The first cost is that advanced dimensions isolate fact-dimension structures within the semantic firewall of an OLAP tool. A business user may want to query a product dimension, for example, and have several columns returned in the result set of a query on that dimension. We can expect and require this user to know the physical name of the dimension, and also the physical name of the columns she wants returned. But we cannot expect and should not require her to know which columns are in the base dimension table and which are in the mini-dimension table – which are in MD-X1 and which are in MD-X2.
We can expect and require her to provide an as-of timestamp on a query against a type 2 dimension. But we cannot expect and should not require her to join a non-temporal (MD-X1) and temporal (MD-X2) table in her query.

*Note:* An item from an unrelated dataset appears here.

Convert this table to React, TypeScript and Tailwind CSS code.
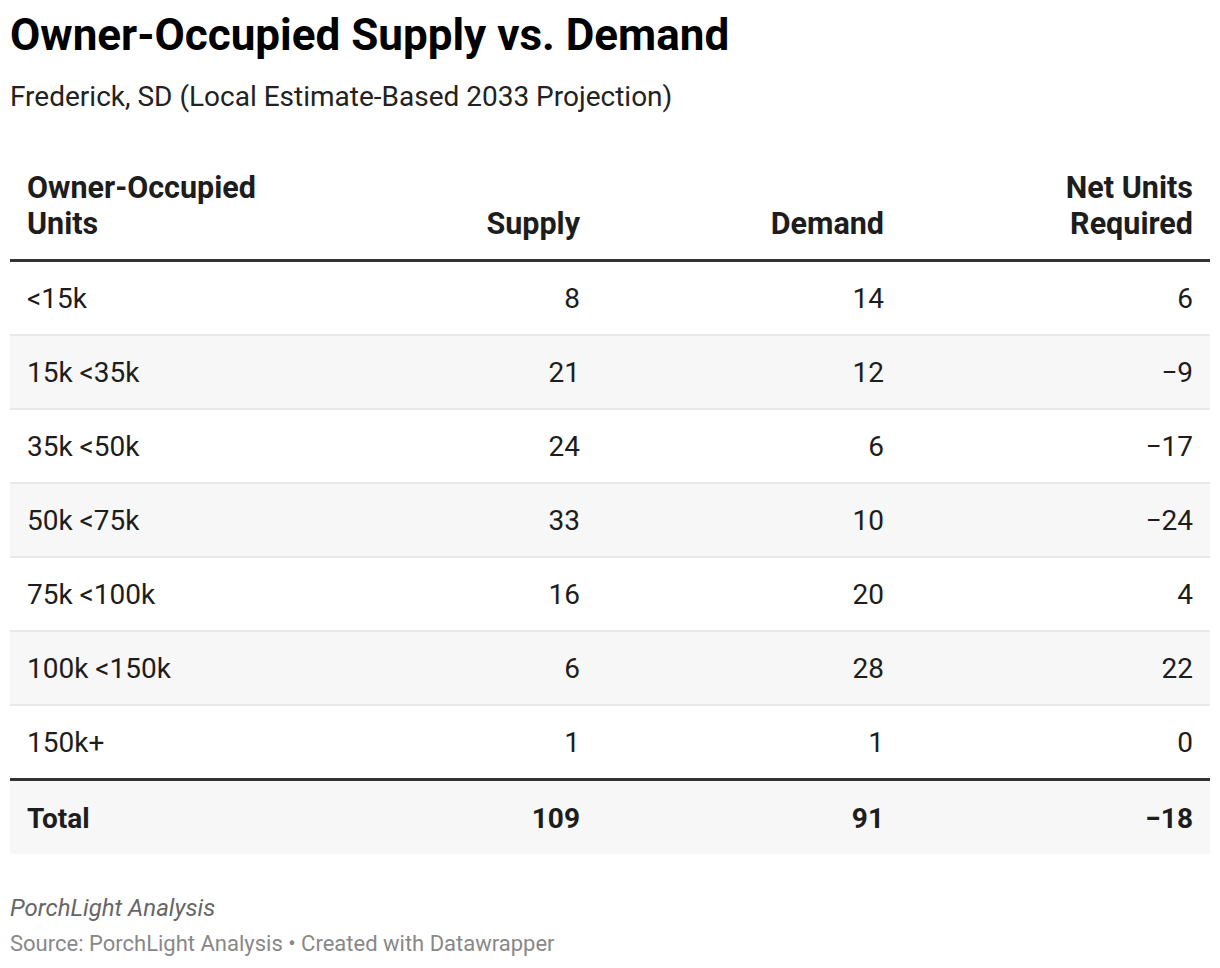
import React from 'react';

const rows: [string, number, number, string][] = [
  ['<15k', 8, 14, '6'],
  ['15k <35k', 21, 12, '−9'],
  ['35k <50k', 24, 6, '−17'],
  ['50k <75k', 33, 10, '−24'],
  ['75k <100k', 16, 20, '4'],
  ['100k <150k', 6, 28, '22'],
  ['150k+', 1, 1, '0'],
];

export default function App() {
  return (
    <div className="bg-white px-[10px] pt-[9px] text-[#1d1d1d]" style={{ fontFamily: 'Roboto, sans-serif' }}>
      <h1 className="text-[44px] font-bold leading-[52px] text-black">Owner-Occupied Supply vs. Demand</h1>
      <p className="mt-[18px] text-[28px] leading-[36px] text-[#222]">Frederick, SD (Local Estimate-Based 2033 Projection)</p>

      <table className="mt-[55px] w-[1200px] border-collapse">
        <thead>
          <tr className="border-b-[3px] border-[#333]">
            <th className="w-[286px] px-[17px] pb-[17px] text-left align-bottom text-[30.5px] font-bold leading-[36px]">
              Owner-Occupied
              <br />
              Units
            </th>
            <th className="w-[300px] px-[16px] pb-[17px] text-right align-bottom text-[30.5px] font-bold leading-[36px]">Supply</th>
            <th className="w-[304px] px-[16px] pb-[17px] text-right align-bottom text-[30.5px] font-bold leading-[36px]">Demand</th>
            <th className="w-[310px] px-[17px] pb-[17px] text-right align-bottom text-[30.5px] font-bold leading-[36px]">
              Net Units
              <br />
              Required
            </th>
          </tr>
        </thead>
        <tbody>
          {rows.map((r, i) => {
            const last = i === rows.length - 1;
            return (
              <tr
                key={r[0]}
                className={`text-[28px] ${i % 2 === 1 ? 'bg-[#f7f7f7]' : 'bg-white'} ${last ? 'h-[75px] border-b-[3px] border-[#333]' : 'h-[74px] border-b-2 border-[#e8e8e8]'}`}
              >
                <td className="px-[17px] pt-[2px] text-left">{r[0]}</td>
                <td className="px-[16px] pt-[2px] text-right">{r[1]}</td>
                <td className="px-[16px] pt-[2px] text-right">{r[2]}</td>
                <td className="px-[17px] pt-[2px] text-right">{r[3]}</td>
              </tr>
            );
          })}
          <tr className="h-[74px] bg-[#f7f7f7] text-[28px] font-bold">
            <td className="px-[17px] pt-[3px] text-left">Total</td>
            <td className="px-[16px] pt-[3px] text-right">109</td>
            <td className="px-[16px] pt-[3px] text-right">91</td>
            <td className="px-[17px] pt-[3px] text-right">−18</td>
          </tr>
        </tbody>
      </table>

      <p className="mt-[39px] text-[24px] italic leading-[30px] text-[#666]">PorchLight Analysis</p>
      <p className="mt-[7px] text-[22px] leading-[28px] text-[#888]">Source: PorchLight Analysis • Created with Datawrapper</p>
    </div>
  );
}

Users are under an obligation to know what data is provided for each dimension in a fact-dimension structure. But what the user can reasonably be required to know about a dimension is what its name is, and what the names of its columns are. The dimension, as a semantic object, corresponds to a single table with one column per attribute. Base dimension tables vs. mini-dimension tables, outriggers, and any number of columns for historical copies of specific attributes, are technical details which only IT technicians should have to be aware of.
Because of their incremental IT personnel costs, and their additional soft costs, there is no justification for using advanced SCDs instead of type 2 SCDs.
Because no SCD, including a type 2 SCD, can provide a bi-temporal history, and because both orthogonal dimensions of bi-temporal history have business value, there is no justification for using any SCD type instead of using bi-temporal dimensions.
The important fact-dimension pattern must be modified. SCDs must be abandoned. Bitemporal dimensions must be used in their place.
A use case of a bi-temporal dimension and its associated fact table can be found in Chapter 18 of my Bitemporal Data: Theory and Practice.
Note: my thanks to Mr. Stan Muse, of IBM, who helped me with Part 2 of this article.